O 7 a 1 não foi apenas uma humilhação. Foi um momento triste da seleção brasileira, mas um momento importante para cair uma ficha necessária. O brasileiro entendeu que não era a última bolacha do pacote. Isso serve para jogadores, ex-jogadores, cronistas e para torcedores, que sempre trataram cada derrota como fim do mundo e como culpa exclusiva do Brasil, nunca o adversário teve alguma a coisa a ver com aquilo.

Eu sempre fui um aficcionado do futebol europeu, desde muito criança, final dos anos 80. Para mim, foi muito claro o movimento que transformou o futebol de lá em algo muito melhor do que jogávamos aqui. Foi ao longo dos anos 90, com a consolidação total no início do século 21. Nessa época, a seleção brasileira era, de fato, a mais forte do mundo. Os times daqui também eram. Os 24 anos sem Copas foram um total acidente de percurso e o resgate, com o tetra, apenas colocou as coisas em seu devido lugar.

Mas precisamos entender o contexto geracional. Que jogadores brasileiros fossem os melhores do mundo - ou vários estivessem entre os melhores - ainda era consequência de um futebol, de fato, superior. Os técnicos brasileiros estavam espalhados pelos quatro cantos para "levar" o futebol e o desenvolvimento de jogadores na nossa base, mesmo que sem muito método, funcionava. Até porque ninguém tinha método, e nós tínhamos o talento e a matéria-prima em quantidade. A "arma" europeia para nos contrapor era o jogo físico.

Aquela segunda metade dos anos 90, com a Lei Bosman "soltando" jogadores e o Mercado Comum Europeu fazendo com que quase ninguém mais fosse estrangeiro, marcou a ida desenfreada de jogadores daqui para lá. E isso acabou sendo péssimo para a seleção brasileira por vários motivos. Um deles: nossos jogadores contribuíram para que os outros se desenvolvessem. Jogar contra os melhores fez os caras melhorarem. Outro fator importante é que foi criado um distanciamento dos atletas do que é a realidade brasileira - de campos e de relação com as torcidas.

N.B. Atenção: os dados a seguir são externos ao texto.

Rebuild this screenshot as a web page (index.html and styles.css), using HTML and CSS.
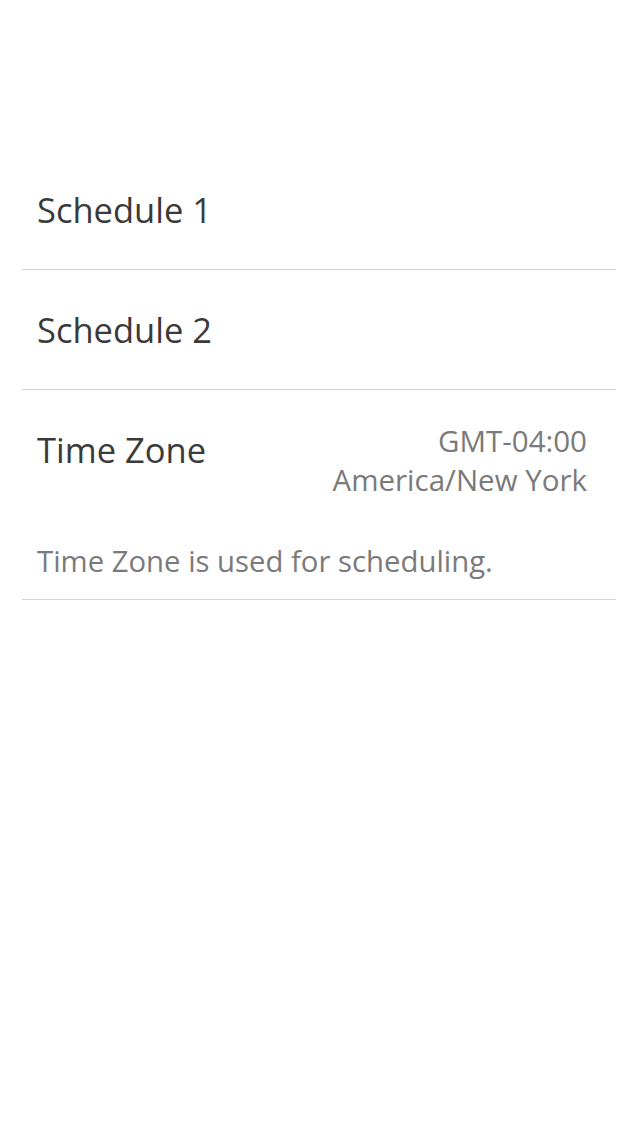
FILE: index.html
```html
<!DOCTYPE html>
<html>
<head>
<meta charset="utf-8">
<link rel="stylesheet" href="styles.css">
</head>
<body>
<div class="list">
  <div class="row"><span class="title">Schedule 1</span></div>
  <div class="row"><span class="title">Schedule 2</span></div>
  <div class="row tz">
    <div class="tz-top">
      <span class="title">Time Zone</span>
      <div class="value"><div>GMT-04:00</div><div>America/New York</div></div>
    </div>
    <div class="note">Time Zone is used for scheduling.</div>
  </div>
</div>
</body>
</html>
```
FILE: styles.css
```css
html, body { margin: 0; padding: 0; background: #fff; }
body { width: 640px; height: 1136px; font-family: "Open Sans", "Noto Sans", sans-serif; }
.list { padding-top: 150px; margin: 0 24px 0 22px; }
.row { height: 119px; border-bottom: 1px solid #d4d4d4; display: flex; align-items: center; padding: 0 29px 0 15px; }
.title { font-size: 34.5px; color: #3a3a3a; line-height: 44px; }
.tz { height: auto; display: block; padding-top: 31px; padding-bottom: 18px; }
.tz-top { display: flex; justify-content: space-between; align-items: flex-start; }
.tz-top .title { margin-top: 7px; }
.value { text-align: right; font-size: 29.5px; color: #7a7a7a; line-height: 39px; }
.note { font-size: 29.3px; color: #7a7a7a; margin-top: 42px; line-height: 40px; }
```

O jogador de futebol brasileiro nunca deixou de desejar a seleção brasileira. Nunca deixou de sonhar. Mas, uma vez dentro, uma vez cumprido o sonho, parece que os caras entram em uma dinâmica de falta de foco. Gostam de estar juntos, gostam da resenha, do video game, das noitadas, gostam até de jogar bola. Nessas horas, falta o comando.

Um comando que a CBF tinha, queiram ou não, nas décadas de poder da "famiglia" - primeiro João Havelange, depois Ricardo Teixeira. A CBF sempre foi um verdadeiro balcão de negócios, um ambiente propício para gangsters. Muita gente fez dinheiro. Desde dirigentes até empresários, intermediários, publicitários, voou dólar para tudo quanto é conta e país. Mas este ambiente tinha liderança, tinha alguém que mandava. E, se nada foi feito para melhorar o ambiente do futebol de clubes (muito pelo contrário), pelo menos a seleção brasileira era muito bem organizada. Havia hierarquia.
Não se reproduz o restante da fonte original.